The platform for New Zealand's victory in the T20I opener was set up by Tim Seifert, who having scored only 42 runs in seven international 20-over games until then, sent the Indian bowlers on a leather hunt with his 43-ball 84, which included six sixes and seven fours.
With only a day's break between the first two games, India have a very short time to prepare for a turnaround and keep the series alive.
Not opting for both James Neesham and Doug Bracewell for the first game, New Zealand went in with Daryl Mitchell and Colin de Grandhomme as the all-round choices.

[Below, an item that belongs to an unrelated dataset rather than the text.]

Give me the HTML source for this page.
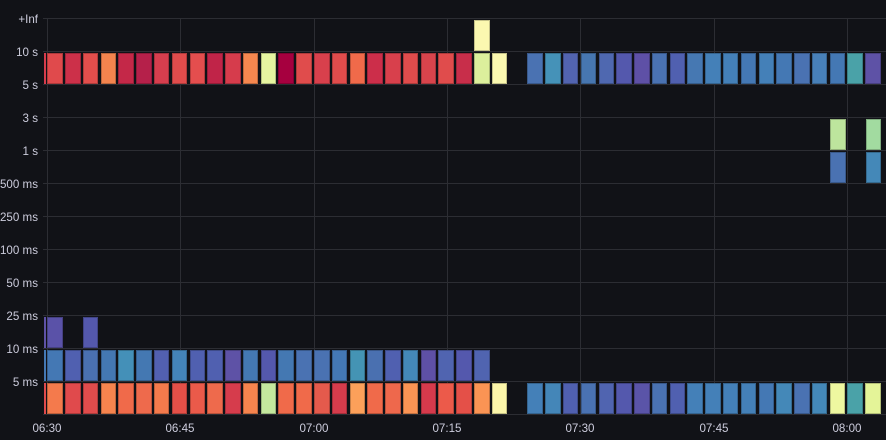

However, both failed to make any substantial contribution with the bat which might force the management to look at Neesham and Bracewell for the second game.
The visitors had six bowling options in the first T20I but they used only five, not opting for Vijay Shankar with the ball.
The Tamil Nadu all-rounder, however, came up with a promising knock with the bat and could be persisted with for the second match.
Meanwhile, both Dinesh Karthik and Rishabh Pant failed with the bat, Hardik Pandya was a let-down with both bat and ball, while Khaleel Ahmed and Bhuvnenshwar Kumar had expensive figures.
Should they look at reinforcements, India have plenty of replacement options in Mohammed Siraj, Shubman Gill, Siddarth Kaul, Kedar Jadhav and Kuldeep Yadav, who all warmed the bench during the first game.
New Zealand are the only team against whom India have more losses than wins in T20Is. They have won only two of the nine matches played against the Blackcaps.
Will it be an Indian comeback in Auckland or New Zealand riding on the wave of momentum? Only time will tell.